[Task brief] Restate the whole of the material. Keep every word, and drop the pictures.
═══ Given information
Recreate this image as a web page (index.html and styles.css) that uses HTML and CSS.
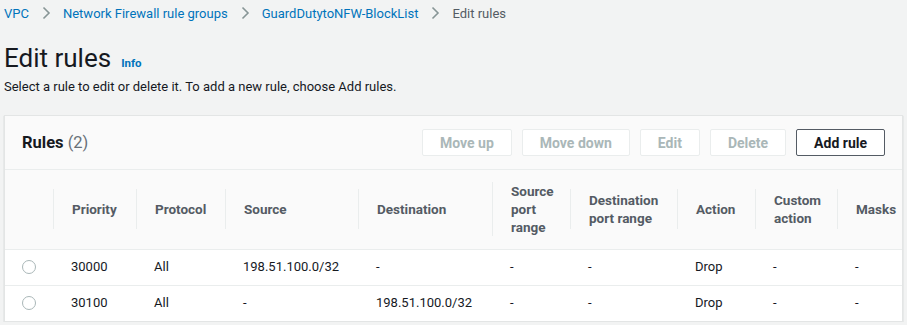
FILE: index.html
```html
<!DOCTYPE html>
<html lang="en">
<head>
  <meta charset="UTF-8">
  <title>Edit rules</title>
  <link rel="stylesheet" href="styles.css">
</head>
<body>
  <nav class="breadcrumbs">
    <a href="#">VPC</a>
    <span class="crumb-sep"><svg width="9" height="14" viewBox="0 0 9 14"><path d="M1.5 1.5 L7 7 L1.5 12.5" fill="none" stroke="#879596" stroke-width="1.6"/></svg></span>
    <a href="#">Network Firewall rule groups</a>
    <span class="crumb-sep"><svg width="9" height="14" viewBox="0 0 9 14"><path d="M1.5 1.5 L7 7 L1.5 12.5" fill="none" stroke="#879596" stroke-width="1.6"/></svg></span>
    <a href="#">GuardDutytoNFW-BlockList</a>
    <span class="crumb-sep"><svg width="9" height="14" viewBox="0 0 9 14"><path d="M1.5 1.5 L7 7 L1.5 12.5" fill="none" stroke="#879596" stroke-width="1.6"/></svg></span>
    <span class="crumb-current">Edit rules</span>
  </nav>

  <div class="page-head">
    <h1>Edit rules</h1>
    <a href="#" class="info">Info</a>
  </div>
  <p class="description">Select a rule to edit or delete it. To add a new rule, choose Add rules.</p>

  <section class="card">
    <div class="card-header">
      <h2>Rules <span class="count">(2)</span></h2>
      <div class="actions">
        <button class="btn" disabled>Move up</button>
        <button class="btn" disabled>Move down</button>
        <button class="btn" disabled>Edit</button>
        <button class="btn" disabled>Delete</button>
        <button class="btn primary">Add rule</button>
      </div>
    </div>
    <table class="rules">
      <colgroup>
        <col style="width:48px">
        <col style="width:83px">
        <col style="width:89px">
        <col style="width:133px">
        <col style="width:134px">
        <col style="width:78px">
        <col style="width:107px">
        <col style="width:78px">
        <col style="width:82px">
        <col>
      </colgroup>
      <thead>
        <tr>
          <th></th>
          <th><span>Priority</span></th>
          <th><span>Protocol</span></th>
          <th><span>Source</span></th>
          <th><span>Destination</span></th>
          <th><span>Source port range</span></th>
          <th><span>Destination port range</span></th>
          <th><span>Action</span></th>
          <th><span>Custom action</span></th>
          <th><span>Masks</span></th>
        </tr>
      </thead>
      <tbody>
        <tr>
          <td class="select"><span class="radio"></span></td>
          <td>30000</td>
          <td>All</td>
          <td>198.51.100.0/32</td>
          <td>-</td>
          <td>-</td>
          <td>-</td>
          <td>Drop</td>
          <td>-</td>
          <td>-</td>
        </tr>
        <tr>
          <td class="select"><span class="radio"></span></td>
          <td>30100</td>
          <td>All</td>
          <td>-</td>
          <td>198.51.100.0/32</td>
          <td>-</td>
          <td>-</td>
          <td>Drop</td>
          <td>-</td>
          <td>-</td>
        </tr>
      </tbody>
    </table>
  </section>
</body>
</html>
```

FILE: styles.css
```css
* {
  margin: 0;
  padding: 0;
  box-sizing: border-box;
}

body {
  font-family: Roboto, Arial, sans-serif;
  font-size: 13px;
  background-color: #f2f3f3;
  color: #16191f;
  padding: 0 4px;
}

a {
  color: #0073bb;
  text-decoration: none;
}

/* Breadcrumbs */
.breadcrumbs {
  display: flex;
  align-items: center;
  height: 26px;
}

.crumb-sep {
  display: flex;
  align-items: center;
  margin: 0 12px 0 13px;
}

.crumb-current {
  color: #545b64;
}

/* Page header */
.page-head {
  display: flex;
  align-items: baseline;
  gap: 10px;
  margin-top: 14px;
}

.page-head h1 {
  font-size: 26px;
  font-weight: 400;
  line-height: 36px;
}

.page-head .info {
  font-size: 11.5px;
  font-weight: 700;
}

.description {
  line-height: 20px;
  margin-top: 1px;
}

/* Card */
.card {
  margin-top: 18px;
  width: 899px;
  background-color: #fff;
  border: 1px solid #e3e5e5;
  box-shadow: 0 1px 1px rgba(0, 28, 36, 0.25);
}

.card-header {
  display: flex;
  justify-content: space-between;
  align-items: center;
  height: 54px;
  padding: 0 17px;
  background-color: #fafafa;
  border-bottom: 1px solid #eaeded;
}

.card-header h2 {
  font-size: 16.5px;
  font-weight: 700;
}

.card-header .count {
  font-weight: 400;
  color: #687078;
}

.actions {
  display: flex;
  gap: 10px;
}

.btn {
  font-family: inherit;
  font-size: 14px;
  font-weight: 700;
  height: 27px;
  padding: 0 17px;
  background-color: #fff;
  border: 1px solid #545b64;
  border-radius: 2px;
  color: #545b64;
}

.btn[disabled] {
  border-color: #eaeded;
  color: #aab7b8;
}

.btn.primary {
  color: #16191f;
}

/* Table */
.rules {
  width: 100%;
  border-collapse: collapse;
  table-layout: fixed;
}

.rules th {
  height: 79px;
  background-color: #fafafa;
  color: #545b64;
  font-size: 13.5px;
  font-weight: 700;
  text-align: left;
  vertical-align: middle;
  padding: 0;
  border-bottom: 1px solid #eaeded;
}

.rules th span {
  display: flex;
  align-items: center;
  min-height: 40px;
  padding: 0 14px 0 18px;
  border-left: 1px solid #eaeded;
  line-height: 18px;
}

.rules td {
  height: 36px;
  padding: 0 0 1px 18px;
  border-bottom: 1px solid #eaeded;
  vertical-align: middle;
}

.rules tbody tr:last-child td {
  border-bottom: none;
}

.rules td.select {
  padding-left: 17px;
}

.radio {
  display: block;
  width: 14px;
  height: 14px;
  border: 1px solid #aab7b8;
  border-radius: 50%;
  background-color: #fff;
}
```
══════
[Task answer]
Recreate this image as a web page (index.html and styles.css) that uses HTML and CSS.
FILE: index.html
```html
<!DOCTYPE html>
<html lang="en">
<head>
  <meta charset="UTF-8">
  <title>Edit rules</title>
  <link rel="stylesheet" href="styles.css">
</head>
<body>
  <nav class="breadcrumbs">
    <a href="#">VPC</a>
    <span class="crumb-sep"><svg width="9" height="14" viewBox="0 0 9 14"><path d="M1.5 1.5 L7 7 L1.5 12.5" fill="none" stroke="#879596" stroke-width="1.6"/></svg></span>
    <a href="#">Network Firewall rule groups</a>
    <span class="crumb-sep"><svg width="9" height="14" viewBox="0 0 9 14"><path d="M1.5 1.5 L7 7 L1.5 12.5" fill="none" stroke="#879596" stroke-width="1.6"/></svg></span>
    <a href="#">GuardDutytoNFW-BlockList</a>
    <span class="crumb-sep"><svg width="9" height="14" viewBox="0 0 9 14"><path d="M1.5 1.5 L7 7 L1.5 12.5" fill="none" stroke="#879596" stroke-width="1.6"/></svg></span>
    <span class="crumb-current">Edit rules</span>
  </nav>

  <div class="page-head">
    <h1>Edit rules</h1>
    <a href="#" class="info">Info</a>
  </div>
  <p class="description">Select a rule to edit or delete it. To add a new rule, choose Add rules.</p>

  <section class="card">
    <div class="card-header">
      <h2>Rules <span class="count">(2)</span></h2>
      <div class="actions">
        <button class="btn" disabled>Move up</button>
        <button class="btn" disabled>Move down</button>
        <button class="btn" disabled>Edit</button>
        <button class="btn" disabled>Delete</button>
        <button class="btn primary">Add rule</button>
      </div>
    </div>
    <table class="rules">
      <colgroup>
        <col style="width:48px">
        <col style="width:83px">
        <col style="width:89px">
        <col style="width:133px">
        <col style="width:134px">
        <col style="width:78px">
        <col style="width:107px">
        <col style="width:78px">
        <col style="width:82px">
        <col>
      </colgroup>
      <thead>
        <tr>
          <th></th>
          <th><span>Priority</span></th>
          <th><span>Protocol</span></th>
          <th><span>Source</span></th>
          <th><span>Destination</span></th>
          <th><span>Source port range</span></th>
          <th><span>Destination port range</span></th>
          <th><span>Action</span></th>
          <th><span>Custom action</span></th>
          <th><span>Masks</span></th>
        </tr>
      </thead>
      <tbody>
        <tr>
          <td class="select"><span class="radio"></span></td>
          <td>30000</td>
          <td>All</td>
          <td>198.51.100.0/32</td>
          <td>-</td>
          <td>-</td>
          <td>-</td>
          <td>Drop</td>
          <td>-</td>
          <td>-</td>
        </tr>
        <tr>
          <td class="select"><span class="radio"></span></td>
          <td>30100</td>
          <td>All</td>
          <td>-</td>
          <td>198.51.100.0/32</td>
          <td>-</td>
          <td>-</td>
          <td>Drop</td>
          <td>-</td>
          <td>-</td>
        </tr>
      </tbody>
    </table>
  </section>
</body>
</html>
```

FILE: styles.css
```css
* {
  margin: 0;
  padding: 0;
  box-sizing: border-box;
}

body {
  font-family: Roboto, Arial, sans-serif;
  font-size: 13px;
  background-color: #f2f3f3;
  color: #16191f;
  padding: 0 4px;
}

a {
  color: #0073bb;
  text-decoration: none;
}

/* Breadcrumbs */
.breadcrumbs {
  display: flex;
  align-items: center;
  height: 26px;
}

.crumb-sep {
  display: flex;
  align-items: center;
  margin: 0 12px 0 13px;
}

.crumb-current {
  color: #545b64;
}

/* Page header */
.page-head {
  display: flex;
  align-items: baseline;
  gap: 10px;
  margin-top: 14px;
}

.page-head h1 {
  font-size: 26px;
  font-weight: 400;
  line-height: 36px;
}

.page-head .info {
  font-size: 11.5px;
  font-weight: 700;
}

.description {
  line-height: 20px;
  margin-top: 1px;
}

/* Card */
.card {
  margin-top: 18px;
  width: 899px;
  background-color: #fff;
  border: 1px solid #e3e5e5;
  box-shadow: 0 1px 1px rgba(0, 28, 36, 0.25);
}

.card-header {
  display: flex;
  justify-content: space-between;
  align-items: center;
  height: 54px;
  padding: 0 17px;
  background-color: #fafafa;
  border-bottom: 1px solid #eaeded;
}

.card-header h2 {
  font-size: 16.5px;
  font-weight: 700;
}

.card-header .count {
  font-weight: 400;
  color: #687078;
}

.actions {
  display: flex;
  gap: 10px;
}

.btn {
  font-family: inherit;
  font-size: 14px;
  font-weight: 700;
  height: 27px;
  padding: 0 17px;
  background-color: #fff;
  border: 1px solid #545b64;
  border-radius: 2px;
  color: #545b64;
}

.btn[disabled] {
  border-color: #eaeded;
  color: #aab7b8;
}

.btn.primary {
  color: #16191f;
}

/* Table */
.rules {
  width: 100%;
  border-collapse: collapse;
  table-layout: fixed;
}

.rules th {
  height: 79px;
  background-color: #fafafa;
  color: #545b64;
  font-size: 13.5px;
  font-weight: 700;
  text-align: left;
  vertical-align: middle;
  padding: 0;
  border-bottom: 1px solid #eaeded;
}

.rules th span {
  display: flex;
  align-items: center;
  min-height: 40px;
  padding: 0 14px 0 18px;
  border-left: 1px solid #eaeded;
  line-height: 18px;
}

.rules td {
  height: 36px;
  padding: 0 0 1px 18px;
  border-bottom: 1px solid #eaeded;
  vertical-align: middle;
}

.rules tbody tr:last-child td {
  border-bottom: none;
}

.rules td.select {
  padding-left: 17px;
}

.radio {
  display: block;
  width: 14px;
  height: 14px;
  border: 1px solid #aab7b8;
  border-radius: 50%;
  background-color: #fff;
}
```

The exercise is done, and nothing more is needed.